== Collected data ==
◆ ◆ ◆ ◆ ◆ ◆ ◆

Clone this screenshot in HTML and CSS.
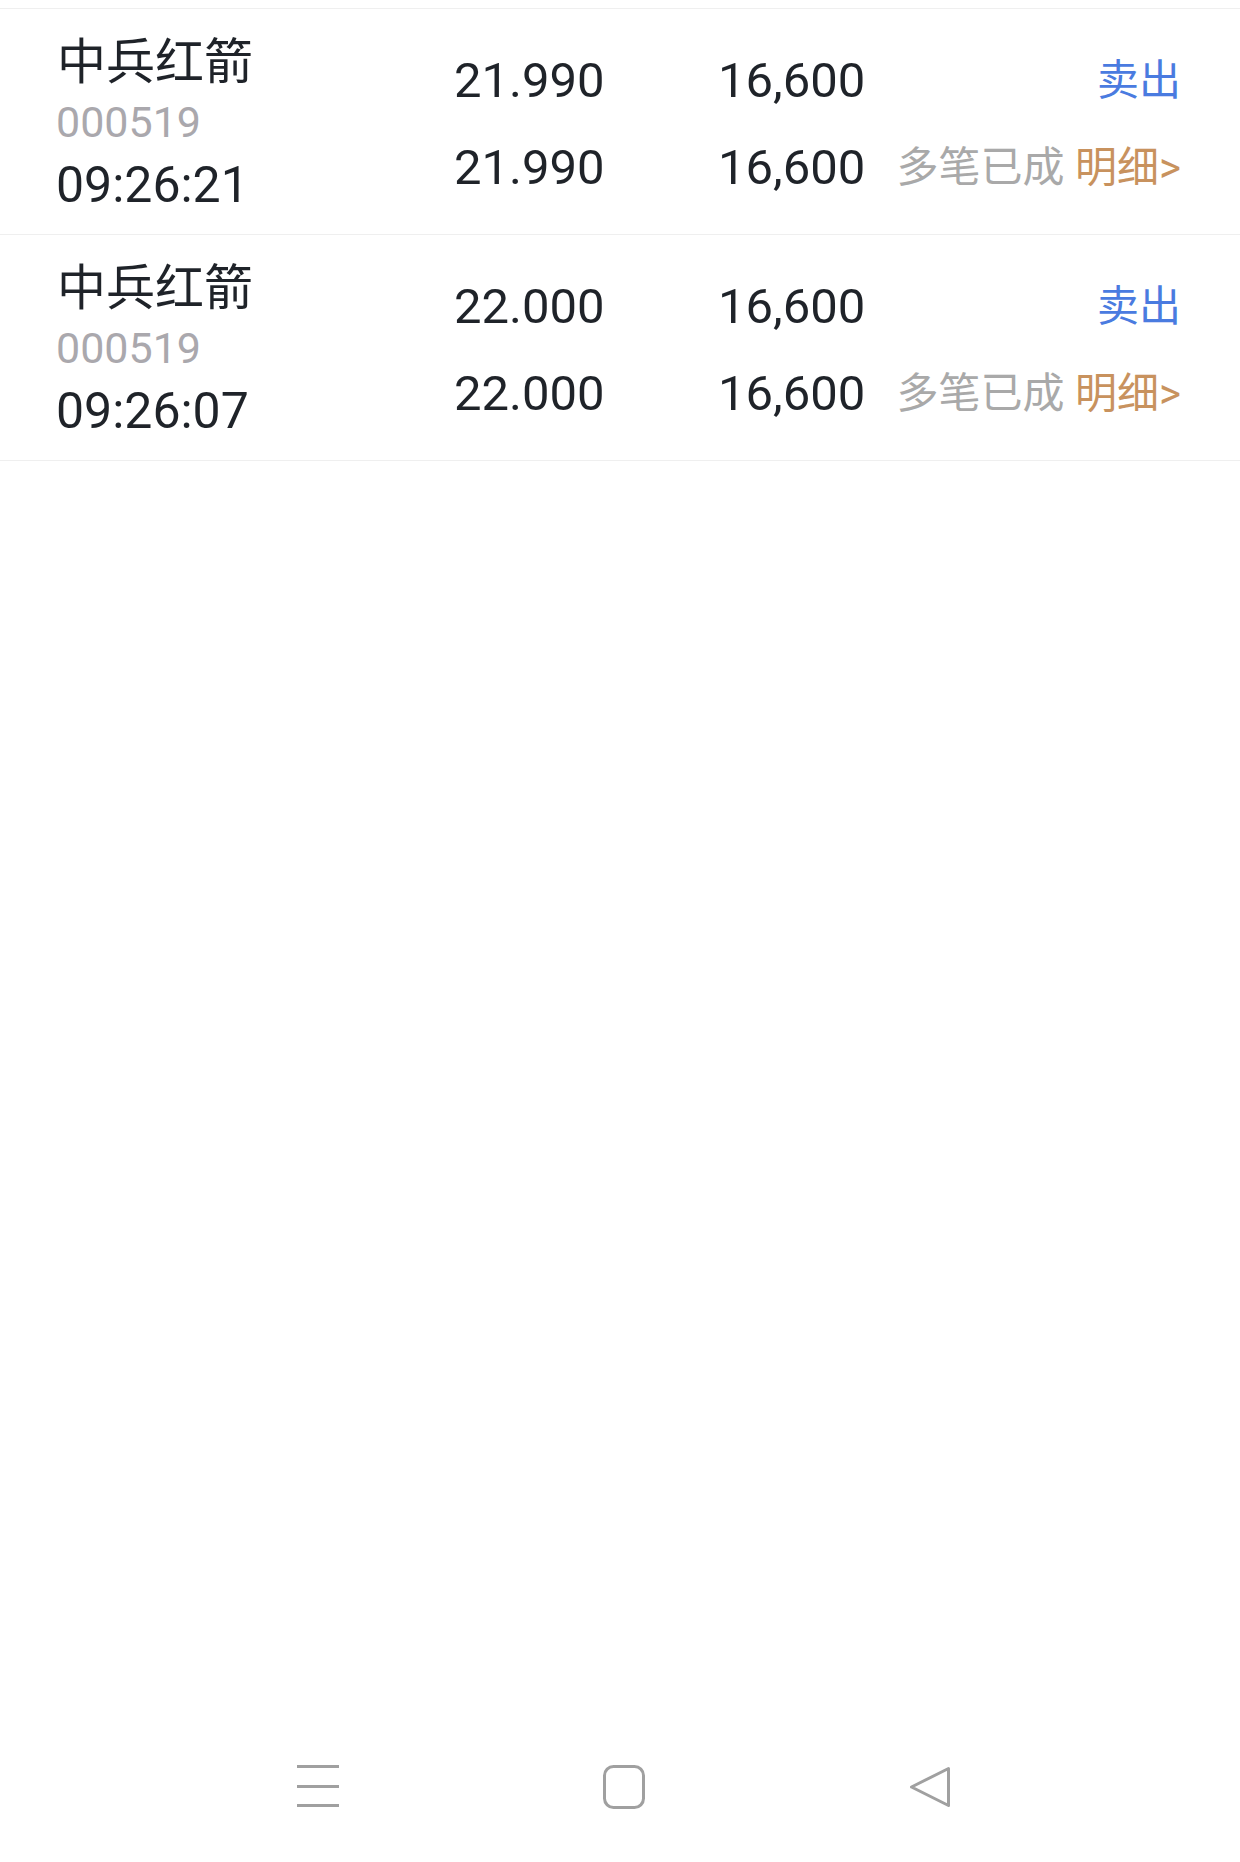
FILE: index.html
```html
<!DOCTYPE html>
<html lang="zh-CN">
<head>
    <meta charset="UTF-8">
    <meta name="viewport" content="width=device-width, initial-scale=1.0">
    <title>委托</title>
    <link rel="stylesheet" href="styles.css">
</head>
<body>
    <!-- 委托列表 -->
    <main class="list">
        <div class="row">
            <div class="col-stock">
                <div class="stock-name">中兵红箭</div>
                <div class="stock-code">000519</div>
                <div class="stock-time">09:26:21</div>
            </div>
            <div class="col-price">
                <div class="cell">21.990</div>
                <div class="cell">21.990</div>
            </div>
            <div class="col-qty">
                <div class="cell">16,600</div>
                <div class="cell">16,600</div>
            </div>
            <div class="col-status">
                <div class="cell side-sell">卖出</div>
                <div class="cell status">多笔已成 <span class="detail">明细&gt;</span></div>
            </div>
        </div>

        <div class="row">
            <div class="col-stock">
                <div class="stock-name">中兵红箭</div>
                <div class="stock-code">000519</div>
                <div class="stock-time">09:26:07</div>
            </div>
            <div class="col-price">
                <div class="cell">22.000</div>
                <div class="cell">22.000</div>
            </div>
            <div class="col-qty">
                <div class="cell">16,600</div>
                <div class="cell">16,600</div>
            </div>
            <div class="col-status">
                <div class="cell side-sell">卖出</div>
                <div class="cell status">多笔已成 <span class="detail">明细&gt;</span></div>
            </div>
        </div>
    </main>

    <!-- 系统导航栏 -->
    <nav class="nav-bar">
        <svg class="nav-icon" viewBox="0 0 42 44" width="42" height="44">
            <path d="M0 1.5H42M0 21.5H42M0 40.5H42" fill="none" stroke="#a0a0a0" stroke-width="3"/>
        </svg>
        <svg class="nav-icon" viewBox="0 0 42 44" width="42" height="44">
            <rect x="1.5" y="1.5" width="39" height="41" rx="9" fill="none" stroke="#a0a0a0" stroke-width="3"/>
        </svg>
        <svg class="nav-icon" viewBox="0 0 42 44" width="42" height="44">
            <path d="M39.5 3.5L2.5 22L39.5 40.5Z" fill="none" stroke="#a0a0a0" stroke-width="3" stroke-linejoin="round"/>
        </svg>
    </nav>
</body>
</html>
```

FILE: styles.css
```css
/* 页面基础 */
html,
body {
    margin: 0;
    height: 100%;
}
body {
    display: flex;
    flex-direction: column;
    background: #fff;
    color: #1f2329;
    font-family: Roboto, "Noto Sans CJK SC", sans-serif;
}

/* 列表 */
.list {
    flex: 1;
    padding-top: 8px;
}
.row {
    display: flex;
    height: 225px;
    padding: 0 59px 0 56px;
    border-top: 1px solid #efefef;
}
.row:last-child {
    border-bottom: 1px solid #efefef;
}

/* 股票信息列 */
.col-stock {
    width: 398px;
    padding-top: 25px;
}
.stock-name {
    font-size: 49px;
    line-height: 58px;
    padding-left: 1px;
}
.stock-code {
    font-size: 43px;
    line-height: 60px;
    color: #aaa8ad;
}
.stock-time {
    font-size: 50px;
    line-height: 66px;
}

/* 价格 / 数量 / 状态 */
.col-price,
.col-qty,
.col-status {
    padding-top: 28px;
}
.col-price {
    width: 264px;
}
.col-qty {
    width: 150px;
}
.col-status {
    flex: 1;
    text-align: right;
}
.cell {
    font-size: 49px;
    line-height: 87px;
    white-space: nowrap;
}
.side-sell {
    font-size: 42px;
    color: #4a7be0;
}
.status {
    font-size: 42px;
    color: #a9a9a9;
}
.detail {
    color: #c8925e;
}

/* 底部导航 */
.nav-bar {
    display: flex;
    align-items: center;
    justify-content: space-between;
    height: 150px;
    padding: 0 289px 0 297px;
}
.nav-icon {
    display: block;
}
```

◆ ◆ ◆ ◆ ◆ ◆ ◆

Take the listing and print it again exactly, but without any pictures.

== Output for this exercise ==
Clone this screenshot in HTML and CSS.
FILE: index.html
```html
<!DOCTYPE html>
<html lang="zh-CN">
<head>
    <meta charset="UTF-8">
    <meta name="viewport" content="width=device-width, initial-scale=1.0">
    <title>委托</title>
    <link rel="stylesheet" href="styles.css">
</head>
<body>
    <!-- 委托列表 -->
    <main class="list">
        <div class="row">
            <div class="col-stock">
                <div class="stock-name">中兵红箭</div>
                <div class="stock-code">000519</div>
                <div class="stock-time">09:26:21</div>
            </div>
            <div class="col-price">
                <div class="cell">21.990</div>
                <div class="cell">21.990</div>
            </div>
            <div class="col-qty">
                <div class="cell">16,600</div>
                <div class="cell">16,600</div>
            </div>
            <div class="col-status">
                <div class="cell side-sell">卖出</div>
                <div class="cell status">多笔已成 <span class="detail">明细&gt;</span></div>
            </div>
        </div>

        <div class="row">
            <div class="col-stock">
                <div class="stock-name">中兵红箭</div>
                <div class="stock-code">000519</div>
                <div class="stock-time">09:26:07</div>
            </div>
            <div class="col-price">
                <div class="cell">22.000</div>
                <div class="cell">22.000</div>
            </div>
            <div class="col-qty">
                <div class="cell">16,600</div>
                <div class="cell">16,600</div>
            </div>
            <div class="col-status">
                <div class="cell side-sell">卖出</div>
                <div class="cell status">多笔已成 <span class="detail">明细&gt;</span></div>
            </div>
        </div>
    </main>

    <!-- 系统导航栏 -->
    <nav class="nav-bar">
        <svg class="nav-icon" viewBox="0 0 42 44" width="42" height="44">
            <path d="M0 1.5H42M0 21.5H42M0 40.5H42" fill="none" stroke="#a0a0a0" stroke-width="3"/>
        </svg>
        <svg class="nav-icon" viewBox="0 0 42 44" width="42" height="44">
            <rect x="1.5" y="1.5" width="39" height="41" rx="9" fill="none" stroke="#a0a0a0" stroke-width="3"/>
        </svg>
        <svg class="nav-icon" viewBox="0 0 42 44" width="42" height="44">
            <path d="M39.5 3.5L2.5 22L39.5 40.5Z" fill="none" stroke="#a0a0a0" stroke-width="3" stroke-linejoin="round"/>
        </svg>
    </nav>
</body>
</html>
```

FILE: styles.css
```css
/* 页面基础 */
html,
body {
    margin: 0;
    height: 100%;
}
body {
    display: flex;
    flex-direction: column;
    background: #fff;
    color: #1f2329;
    font-family: Roboto, "Noto Sans CJK SC", sans-serif;
}

/* 列表 */
.list {
    flex: 1;
    padding-top: 8px;
}
.row {
    display: flex;
    height: 225px;
    padding: 0 59px 0 56px;
    border-top: 1px solid #efefef;
}
.row:last-child {
    border-bottom: 1px solid #efefef;
}

/* 股票信息列 */
.col-stock {
    width: 398px;
    padding-top: 25px;
}
.stock-name {
    font-size: 49px;
    line-height: 58px;
    padding-left: 1px;
}
.stock-code {
    font-size: 43px;
    line-height: 60px;
    color: #aaa8ad;
}
.stock-time {
    font-size: 50px;
    line-height: 66px;
}

/* 价格 / 数量 / 状态 */
.col-price,
.col-qty,
.col-status {
    padding-top: 28px;
}
.col-price {
    width: 264px;
}
.col-qty {
    width: 150px;
}
.col-status {
    flex: 1;
    text-align: right;
}
.cell {
    font-size: 49px;
    line-height: 87px;
    white-space: nowrap;
}
.side-sell {
    font-size: 42px;
    color: #4a7be0;
}
.status {
    font-size: 42px;
    color: #a9a9a9;
}
.detail {
    color: #c8925e;
}

/* 底部导航 */
.nav-bar {
    display: flex;
    align-items: center;
    justify-content: space-between;
    height: 150px;
    padding: 0 289px 0 297px;
}
.nav-icon {
    display: block;
}
```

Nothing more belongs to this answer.